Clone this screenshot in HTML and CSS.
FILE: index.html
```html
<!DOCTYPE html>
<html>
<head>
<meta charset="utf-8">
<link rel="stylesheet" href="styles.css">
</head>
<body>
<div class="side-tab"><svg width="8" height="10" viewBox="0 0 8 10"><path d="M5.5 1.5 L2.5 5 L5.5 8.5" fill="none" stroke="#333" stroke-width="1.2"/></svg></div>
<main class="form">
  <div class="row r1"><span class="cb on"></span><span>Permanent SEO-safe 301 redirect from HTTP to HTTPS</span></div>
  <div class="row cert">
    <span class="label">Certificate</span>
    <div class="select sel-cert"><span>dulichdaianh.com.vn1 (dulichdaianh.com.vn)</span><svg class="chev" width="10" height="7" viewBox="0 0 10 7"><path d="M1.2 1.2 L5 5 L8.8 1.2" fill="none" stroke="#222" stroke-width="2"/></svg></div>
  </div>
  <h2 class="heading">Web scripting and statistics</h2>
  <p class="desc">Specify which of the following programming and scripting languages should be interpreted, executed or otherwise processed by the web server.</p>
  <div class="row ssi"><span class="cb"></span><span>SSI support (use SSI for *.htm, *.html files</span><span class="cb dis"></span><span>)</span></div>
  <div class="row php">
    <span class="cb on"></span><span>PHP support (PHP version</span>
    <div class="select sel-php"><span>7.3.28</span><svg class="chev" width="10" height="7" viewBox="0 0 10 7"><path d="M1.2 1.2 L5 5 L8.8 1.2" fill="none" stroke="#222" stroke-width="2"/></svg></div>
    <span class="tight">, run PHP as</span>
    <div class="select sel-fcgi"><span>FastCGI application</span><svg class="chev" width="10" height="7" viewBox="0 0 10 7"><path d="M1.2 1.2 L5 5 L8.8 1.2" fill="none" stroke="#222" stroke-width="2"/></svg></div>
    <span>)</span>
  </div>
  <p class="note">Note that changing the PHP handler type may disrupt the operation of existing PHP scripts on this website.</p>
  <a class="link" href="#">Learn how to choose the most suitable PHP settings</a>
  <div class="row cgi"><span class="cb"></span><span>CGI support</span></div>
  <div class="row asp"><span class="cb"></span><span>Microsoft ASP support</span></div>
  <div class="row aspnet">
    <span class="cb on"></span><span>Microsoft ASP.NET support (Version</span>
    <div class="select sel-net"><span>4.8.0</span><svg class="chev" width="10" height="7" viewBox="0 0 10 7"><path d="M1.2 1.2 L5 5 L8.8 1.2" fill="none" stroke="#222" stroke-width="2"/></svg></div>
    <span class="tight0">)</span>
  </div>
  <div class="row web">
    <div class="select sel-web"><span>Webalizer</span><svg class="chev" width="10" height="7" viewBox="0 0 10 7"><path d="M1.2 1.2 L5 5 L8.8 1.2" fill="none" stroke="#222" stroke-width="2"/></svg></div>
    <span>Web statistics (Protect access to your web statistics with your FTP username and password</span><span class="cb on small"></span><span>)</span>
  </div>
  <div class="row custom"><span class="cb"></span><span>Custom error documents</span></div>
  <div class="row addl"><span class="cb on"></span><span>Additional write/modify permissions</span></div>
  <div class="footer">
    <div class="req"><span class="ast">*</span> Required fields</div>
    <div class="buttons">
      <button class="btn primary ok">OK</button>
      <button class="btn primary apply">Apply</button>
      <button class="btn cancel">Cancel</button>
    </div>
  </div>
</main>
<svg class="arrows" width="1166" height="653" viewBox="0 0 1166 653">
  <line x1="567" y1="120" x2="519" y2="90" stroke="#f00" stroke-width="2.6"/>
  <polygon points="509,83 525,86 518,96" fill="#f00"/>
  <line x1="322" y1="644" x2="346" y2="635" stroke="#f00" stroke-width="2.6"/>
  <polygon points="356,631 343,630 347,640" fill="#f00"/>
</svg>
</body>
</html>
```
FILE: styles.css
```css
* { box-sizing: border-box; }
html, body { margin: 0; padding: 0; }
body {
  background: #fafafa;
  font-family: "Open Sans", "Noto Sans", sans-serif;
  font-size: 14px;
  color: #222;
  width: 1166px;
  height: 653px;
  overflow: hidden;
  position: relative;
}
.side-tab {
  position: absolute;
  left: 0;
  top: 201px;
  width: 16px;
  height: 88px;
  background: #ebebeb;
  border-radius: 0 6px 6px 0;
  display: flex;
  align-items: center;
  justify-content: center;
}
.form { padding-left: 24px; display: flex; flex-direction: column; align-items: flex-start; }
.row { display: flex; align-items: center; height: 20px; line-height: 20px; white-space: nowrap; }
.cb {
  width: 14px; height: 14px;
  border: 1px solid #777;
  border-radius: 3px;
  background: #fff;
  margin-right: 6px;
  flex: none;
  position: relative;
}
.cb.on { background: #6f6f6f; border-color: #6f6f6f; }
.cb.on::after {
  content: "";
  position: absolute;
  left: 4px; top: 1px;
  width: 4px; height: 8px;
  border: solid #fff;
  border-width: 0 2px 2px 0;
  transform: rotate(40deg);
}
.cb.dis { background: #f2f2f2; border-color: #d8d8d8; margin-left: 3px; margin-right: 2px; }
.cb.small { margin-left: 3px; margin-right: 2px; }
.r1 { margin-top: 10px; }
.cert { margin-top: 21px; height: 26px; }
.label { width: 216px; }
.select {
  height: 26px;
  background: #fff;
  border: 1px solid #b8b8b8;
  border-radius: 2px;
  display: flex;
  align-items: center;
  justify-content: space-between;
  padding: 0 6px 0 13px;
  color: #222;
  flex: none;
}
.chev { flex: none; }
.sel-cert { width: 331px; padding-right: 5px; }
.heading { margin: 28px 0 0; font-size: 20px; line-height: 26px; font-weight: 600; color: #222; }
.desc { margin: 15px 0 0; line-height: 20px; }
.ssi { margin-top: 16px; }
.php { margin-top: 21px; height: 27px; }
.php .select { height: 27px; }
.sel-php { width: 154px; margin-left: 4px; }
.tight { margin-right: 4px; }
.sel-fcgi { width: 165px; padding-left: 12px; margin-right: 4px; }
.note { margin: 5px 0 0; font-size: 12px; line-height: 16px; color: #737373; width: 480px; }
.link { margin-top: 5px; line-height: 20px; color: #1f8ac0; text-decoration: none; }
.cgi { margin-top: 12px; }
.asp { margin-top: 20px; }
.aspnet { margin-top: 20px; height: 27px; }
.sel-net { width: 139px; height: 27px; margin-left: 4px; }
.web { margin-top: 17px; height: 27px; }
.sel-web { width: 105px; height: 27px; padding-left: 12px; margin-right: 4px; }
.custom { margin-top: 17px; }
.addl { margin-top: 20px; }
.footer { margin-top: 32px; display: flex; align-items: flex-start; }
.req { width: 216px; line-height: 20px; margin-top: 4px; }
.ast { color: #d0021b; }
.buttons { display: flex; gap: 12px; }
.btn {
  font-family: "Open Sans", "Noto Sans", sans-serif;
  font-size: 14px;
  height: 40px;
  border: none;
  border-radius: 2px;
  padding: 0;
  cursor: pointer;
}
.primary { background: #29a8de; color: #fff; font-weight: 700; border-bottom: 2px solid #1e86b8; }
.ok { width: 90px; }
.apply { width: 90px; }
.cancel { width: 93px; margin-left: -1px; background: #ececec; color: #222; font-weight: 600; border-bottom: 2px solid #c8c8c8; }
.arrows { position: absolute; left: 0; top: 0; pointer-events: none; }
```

- - - - - - -

Scan the material for lines with the word "this", and copy each line you find.

- **Correct output**:
Clone this screenshot in HTML and CSS.
  <p class="note">Note that changing the PHP handler type may disrupt the operation of existing PHP scripts on this website.</p>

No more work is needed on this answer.